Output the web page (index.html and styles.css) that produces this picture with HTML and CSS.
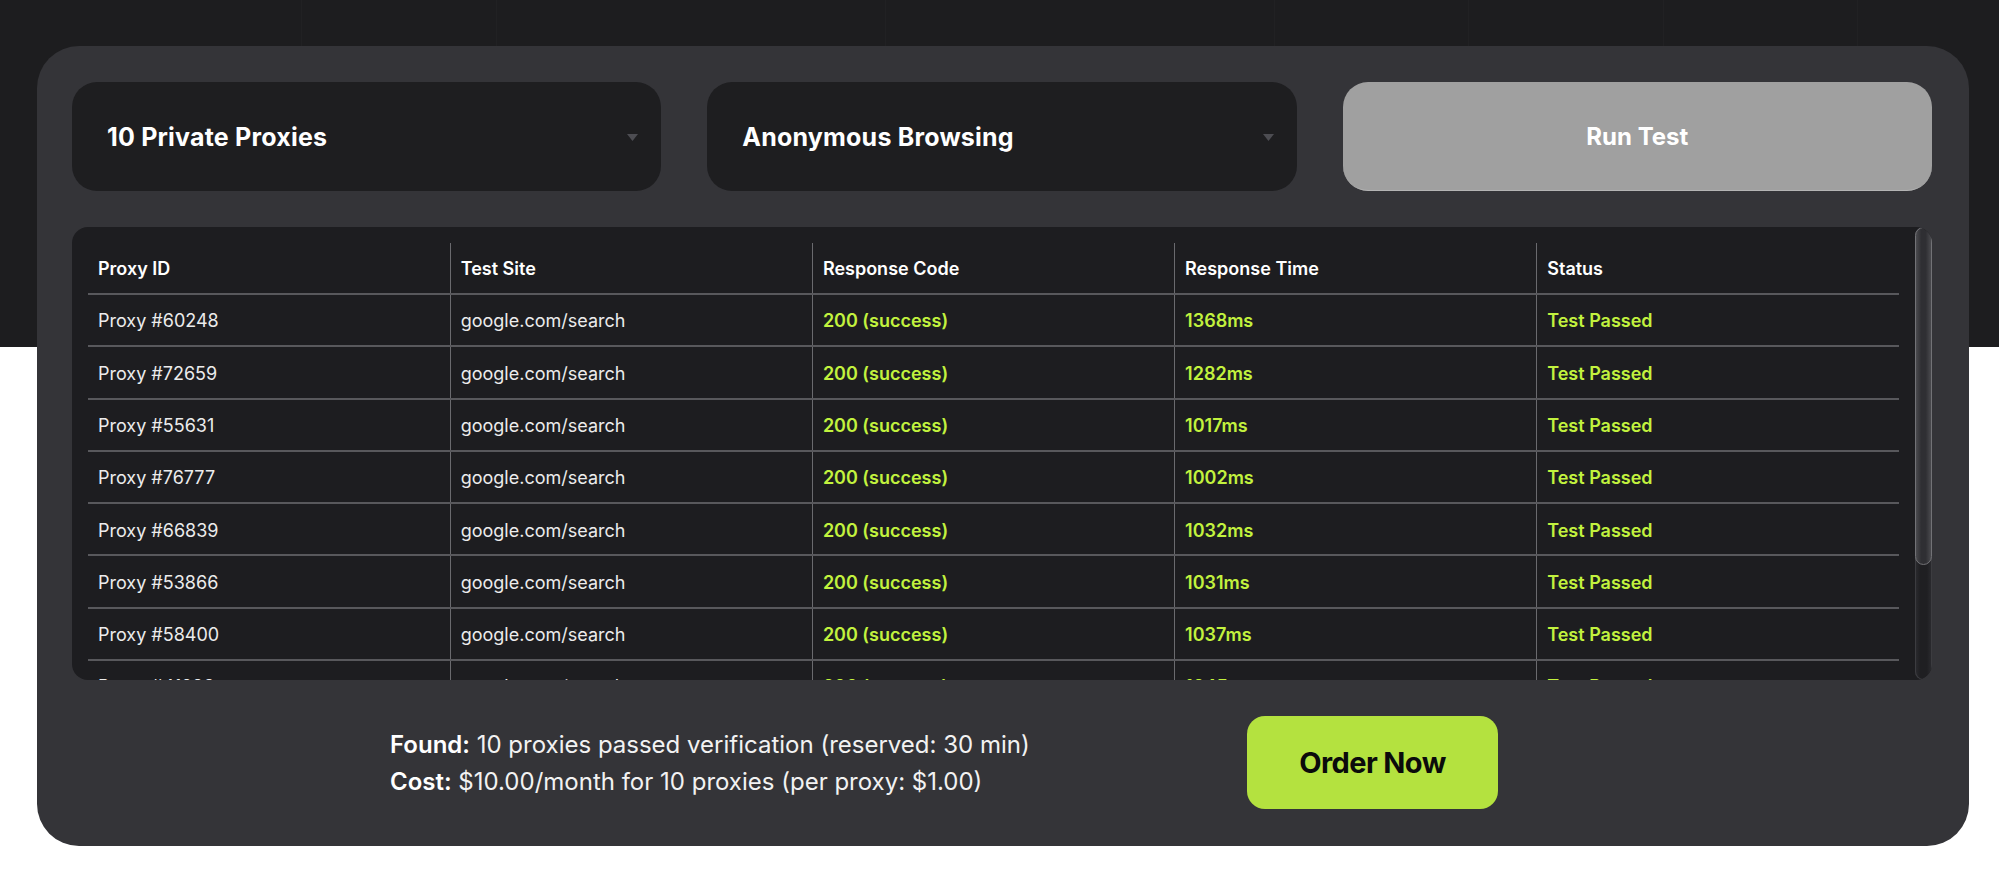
FILE: index.html
```html
<!DOCTYPE html>
<html lang="en">
<head>
<meta charset="utf-8">
<title>Proxy Tester</title>
<link rel="stylesheet" href="styles.css">
</head>
<body>
<section class="stage">
  <div class="card">
    <div class="controls">
      <div class="select">
        <span class="select-label">10 Private Proxies</span>
        <svg class="caret" width="11" height="7" viewBox="0 0 11 7"><polygon points="0,0 11,0 5.5,7" fill="#4d4d52"/></svg>
      </div>
      <div class="select">
        <span class="select-label">Anonymous Browsing</span>
        <svg class="caret" width="11" height="7" viewBox="0 0 11 7"><polygon points="0,0 11,0 5.5,7" fill="#4d4d52"/></svg>
      </div>
      <button class="run-btn" type="button">Run Test</button>
    </div>

    <div class="results">
      <div class="table-wrap">
        <table class="results-table">
          <thead>
            <tr><th>Proxy ID</th><th>Test Site</th><th>Response Code</th><th>Response Time</th><th>Status</th></tr>
          </thead>
          <tbody>
            <tr><td>Proxy #60248</td><td>google.com/search</td><td class="ok">200 (success)</td><td class="ok">1368ms</td><td class="ok">Test Passed</td></tr>
            <tr><td>Proxy #72659</td><td>google.com/search</td><td class="ok">200 (success)</td><td class="ok">1282ms</td><td class="ok">Test Passed</td></tr>
            <tr><td>Proxy #55631</td><td>google.com/search</td><td class="ok">200 (success)</td><td class="ok">1017ms</td><td class="ok">Test Passed</td></tr>
            <tr><td>Proxy #76777</td><td>google.com/search</td><td class="ok">200 (success)</td><td class="ok">1002ms</td><td class="ok">Test Passed</td></tr>
            <tr><td>Proxy #66839</td><td>google.com/search</td><td class="ok">200 (success)</td><td class="ok">1032ms</td><td class="ok">Test Passed</td></tr>
            <tr><td>Proxy #53866</td><td>google.com/search</td><td class="ok">200 (success)</td><td class="ok">1031ms</td><td class="ok">Test Passed</td></tr>
            <tr><td>Proxy #58400</td><td>google.com/search</td><td class="ok">200 (success)</td><td class="ok">1037ms</td><td class="ok">Test Passed</td></tr>
            <tr><td>Proxy #41293</td><td>google.com/search</td><td class="ok">200 (success)</td><td class="ok">1045ms</td><td class="ok">Test Passed</td></tr>
            <tr><td>Proxy #38172</td><td>google.com/search</td><td class="ok">200 (success)</td><td class="ok">1098ms</td><td class="ok">Test Passed</td></tr>
            <tr><td>Proxy #29564</td><td>google.com/search</td><td class="ok">200 (success)</td><td class="ok">1120ms</td><td class="ok">Test Passed</td></tr>
          </tbody>
        </table>
      </div>
      <div class="scrollbar">
        <div class="scroll-thumb"></div>
      </div>
    </div>

    <div class="summary">
      <div class="summary-text">
        <p><strong>Found:</strong> 10 proxies passed verification (reserved: 30 min)</p>
        <p><strong>Cost:</strong> $10.00/month for 10 proxies (per proxy: $1.00)</p>
      </div>
      <button class="order-btn" type="button">Order Now</button>
    </div>
  </div>
</section>
</body>
</html>
```

FILE: styles.css
```css
* { box-sizing: border-box; }

html, body {
  margin: 0;
  padding: 0;
  background: #ffffff;
  font-family: Inter, "Noto Sans", "Liberation Sans", sans-serif;
}

.stage {
  padding: 46px 30px 35px 37px;
  background:
    linear-gradient(to bottom, transparent 347px, #ffffff 347px),
    repeating-linear-gradient(to right, transparent 0, transparent 193.5px, rgba(255,255,255,0.018) 193.5px, rgba(255,255,255,0.018) 194.5px) 108px 0 / 100% 347px no-repeat,
    #1d1d1f;
  background-color: #1d1d1f;
}

.card {
  width: 1932px;
  background: #343438;
  border-radius: 42px;
  padding: 36px 37px 37px 35px;
}

.controls {
  display: grid;
  grid-template-columns: 1fr 1fr 1fr;
  gap: 46px;
  height: 109px;
}

.select {
  display: flex;
  align-items: center;
  justify-content: space-between;
  background: #1e1e20;
  border-radius: 25px;
  padding: 0 23px 0 35px;
}

.select-label {
  color: #ffffff;
  font-size: 25px;
  font-weight: 700;
  letter-spacing: 0.2px;
}

.caret { display: block; margin-top: 2px; }

.run-btn {
  border: none;
  border-bottom: 1px solid #b4b4b4;
  background: #a0a0a0;
  border-radius: 25px;
  color: #ffffff;
  font-family: inherit;
  font-size: 24px;
  font-weight: 700;
  padding: 0;
}

.results {
  display: flex;
  margin-top: 36px;
  height: 453px;
  background: #1d1d20;
  border-radius: 16px;
  overflow: hidden;
}

.table-wrap {
  flex: 1;
  overflow: hidden;
  padding: 16px 16px 0 16px;
}

.results-table {
  width: 100%;
  table-layout: fixed;
  border-collapse: collapse;
  color: #ececec;
  font-size: 18px;
}

.results-table th,
.results-table td {
  text-align: left;
  padding: 15.4px 10px 12.9px;
  line-height: 22px;
  border-bottom: 2px solid #58585c;
  white-space: nowrap;
}

.results-table th {
  color: #ffffff;
  font-weight: 600;
  padding: 15px 10px 14px;
  line-height: 21px;
}

.results-table th + th,
.results-table td + td {
  border-left: 1px solid #6a6a6e;
}

.results-table td.ok {
  color: #c2f23e;
  font-weight: 600;
}

.scrollbar {
  flex: 0 0 17px;
  display: flex;
  flex-direction: column;
  border-radius: 9px;
  background: linear-gradient(to right, #2c2c30 0, #1f1f22 30%, #1f1f22 70%, #2c2c30 100%);
  box-shadow: inset 0 0 0 1px #3c3c40;
}

.scroll-thumb {
  height: 338px;
  border-radius: 9px;
  border: 1.5px solid #727276;
  background: linear-gradient(to right, #4a4a4e 0, #2f2f33 35%, #2f2f33 65%, #4a4a4e 100%);
}

.summary {
  display: flex;
  align-items: center;
  margin-top: 36px;
  padding-left: 318px;
  height: 93px;
}

.summary-text {
  flex: 0 0 857px;
  color: #f2f2f2;
  font-size: 24px;
  line-height: 37px;
}

.summary-text p { margin: 0; }

.summary-text strong { font-weight: 600; color: #ffffff; }

.order-btn {
  width: 251px;
  height: 93px;
  border: none;
  border-radius: 18px;
  background: #b4e23f;
  color: #0b0b0b;
  font-family: inherit;
  font-size: 29px;
  font-weight: 700;
  letter-spacing: -0.6px;
  padding: 0;
}
```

◇ ◇ ◇ ◇ ◇

Problem description →
Output each line exactly; omit every picture.

Answer to the exercise →
Output the web page (index.html and styles.css) that produces this picture with HTML and CSS.
FILE: index.html
```html
<!DOCTYPE html>
<html lang="en">
<head>
<meta charset="utf-8">
<title>Proxy Tester</title>
<link rel="stylesheet" href="styles.css">
</head>
<body>
<section class="stage">
  <div class="card">
    <div class="controls">
      <div class="select">
        <span class="select-label">10 Private Proxies</span>
        <svg class="caret" width="11" height="7" viewBox="0 0 11 7"><polygon points="0,0 11,0 5.5,7" fill="#4d4d52"/></svg>
      </div>
      <div class="select">
        <span class="select-label">Anonymous Browsing</span>
        <svg class="caret" width="11" height="7" viewBox="0 0 11 7"><polygon points="0,0 11,0 5.5,7" fill="#4d4d52"/></svg>
      </div>
      <button class="run-btn" type="button">Run Test</button>
    </div>

    <div class="results">
      <div class="table-wrap">
        <table class="results-table">
          <thead>
            <tr><th>Proxy ID</th><th>Test Site</th><th>Response Code</th><th>Response Time</th><th>Status</th></tr>
          </thead>
          <tbody>
            <tr><td>Proxy #60248</td><td>google.com/search</td><td class="ok">200 (success)</td><td class="ok">1368ms</td><td class="ok">Test Passed</td></tr>
            <tr><td>Proxy #72659</td><td>google.com/search</td><td class="ok">200 (success)</td><td class="ok">1282ms</td><td class="ok">Test Passed</td></tr>
            <tr><td>Proxy #55631</td><td>google.com/search</td><td class="ok">200 (success)</td><td class="ok">1017ms</td><td class="ok">Test Passed</td></tr>
            <tr><td>Proxy #76777</td><td>google.com/search</td><td class="ok">200 (success)</td><td class="ok">1002ms</td><td class="ok">Test Passed</td></tr>
            <tr><td>Proxy #66839</td><td>google.com/search</td><td class="ok">200 (success)</td><td class="ok">1032ms</td><td class="ok">Test Passed</td></tr>
            <tr><td>Proxy #53866</td><td>google.com/search</td><td class="ok">200 (success)</td><td class="ok">1031ms</td><td class="ok">Test Passed</td></tr>
            <tr><td>Proxy #58400</td><td>google.com/search</td><td class="ok">200 (success)</td><td class="ok">1037ms</td><td class="ok">Test Passed</td></tr>
            <tr><td>Proxy #41293</td><td>google.com/search</td><td class="ok">200 (success)</td><td class="ok">1045ms</td><td class="ok">Test Passed</td></tr>
            <tr><td>Proxy #38172</td><td>google.com/search</td><td class="ok">200 (success)</td><td class="ok">1098ms</td><td class="ok">Test Passed</td></tr>
            <tr><td>Proxy #29564</td><td>google.com/search</td><td class="ok">200 (success)</td><td class="ok">1120ms</td><td class="ok">Test Passed</td></tr>
          </tbody>
        </table>
      </div>
      <div class="scrollbar">
        <div class="scroll-thumb"></div>
      </div>
    </div>

    <div class="summary">
      <div class="summary-text">
        <p><strong>Found:</strong> 10 proxies passed verification (reserved: 30 min)</p>
        <p><strong>Cost:</strong> $10.00/month for 10 proxies (per proxy: $1.00)</p>
      </div>
      <button class="order-btn" type="button">Order Now</button>
    </div>
  </div>
</section>
</body>
</html>
```

FILE: styles.css
```css
* { box-sizing: border-box; }

html, body {
  margin: 0;
  padding: 0;
  background: #ffffff;
  font-family: Inter, "Noto Sans", "Liberation Sans", sans-serif;
}

.stage {
  padding: 46px 30px 35px 37px;
  background:
    linear-gradient(to bottom, transparent 347px, #ffffff 347px),
    repeating-linear-gradient(to right, transparent 0, transparent 193.5px, rgba(255,255,255,0.018) 193.5px, rgba(255,255,255,0.018) 194.5px) 108px 0 / 100% 347px no-repeat,
    #1d1d1f;
  background-color: #1d1d1f;
}

.card {
  width: 1932px;
  background: #343438;
  border-radius: 42px;
  padding: 36px 37px 37px 35px;
}

.controls {
  display: grid;
  grid-template-columns: 1fr 1fr 1fr;
  gap: 46px;
  height: 109px;
}

.select {
  display: flex;
  align-items: center;
  justify-content: space-between;
  background: #1e1e20;
  border-radius: 25px;
  padding: 0 23px 0 35px;
}

.select-label {
  color: #ffffff;
  font-size: 25px;
  font-weight: 700;
  letter-spacing: 0.2px;
}

.caret { display: block; margin-top: 2px; }

.run-btn {
  border: none;
  border-bottom: 1px solid #b4b4b4;
  background: #a0a0a0;
  border-radius: 25px;
  color: #ffffff;
  font-family: inherit;
  font-size: 24px;
  font-weight: 700;
  padding: 0;
}

.results {
  display: flex;
  margin-top: 36px;
  height: 453px;
  background: #1d1d20;
  border-radius: 16px;
  overflow: hidden;
}

.table-wrap {
  flex: 1;
  overflow: hidden;
  padding: 16px 16px 0 16px;
}

.results-table {
  width: 100%;
  table-layout: fixed;
  border-collapse: collapse;
  color: #ececec;
  font-size: 18px;
}

.results-table th,
.results-table td {
  text-align: left;
  padding: 15.4px 10px 12.9px;
  line-height: 22px;
  border-bottom: 2px solid #58585c;
  white-space: nowrap;
}

.results-table th {
  color: #ffffff;
  font-weight: 600;
  padding: 15px 10px 14px;
  line-height: 21px;
}

.results-table th + th,
.results-table td + td {
  border-left: 1px solid #6a6a6e;
}

.results-table td.ok {
  color: #c2f23e;
  font-weight: 600;
}

.scrollbar {
  flex: 0 0 17px;
  display: flex;
  flex-direction: column;
  border-radius: 9px;
  background: linear-gradient(to right, #2c2c30 0, #1f1f22 30%, #1f1f22 70%, #2c2c30 100%);
  box-shadow: inset 0 0 0 1px #3c3c40;
}

.scroll-thumb {
  height: 338px;
  border-radius: 9px;
  border: 1.5px solid #727276;
  background: linear-gradient(to right, #4a4a4e 0, #2f2f33 35%, #2f2f33 65%, #4a4a4e 100%);
}

.summary {
  display: flex;
  align-items: center;
  margin-top: 36px;
  padding-left: 318px;
  height: 93px;
}

.summary-text {
  flex: 0 0 857px;
  color: #f2f2f2;
  font-size: 24px;
  line-height: 37px;
}

.summary-text p { margin: 0; }

.summary-text strong { font-weight: 600; color: #ffffff; }

.order-btn {
  width: 251px;
  height: 93px;
  border: none;
  border-radius: 18px;
  background: #b4e23f;
  color: #0b0b0b;
  font-family: inherit;
  font-size: 29px;
  font-weight: 700;
  letter-spacing: -0.6px;
  padding: 0;
}
```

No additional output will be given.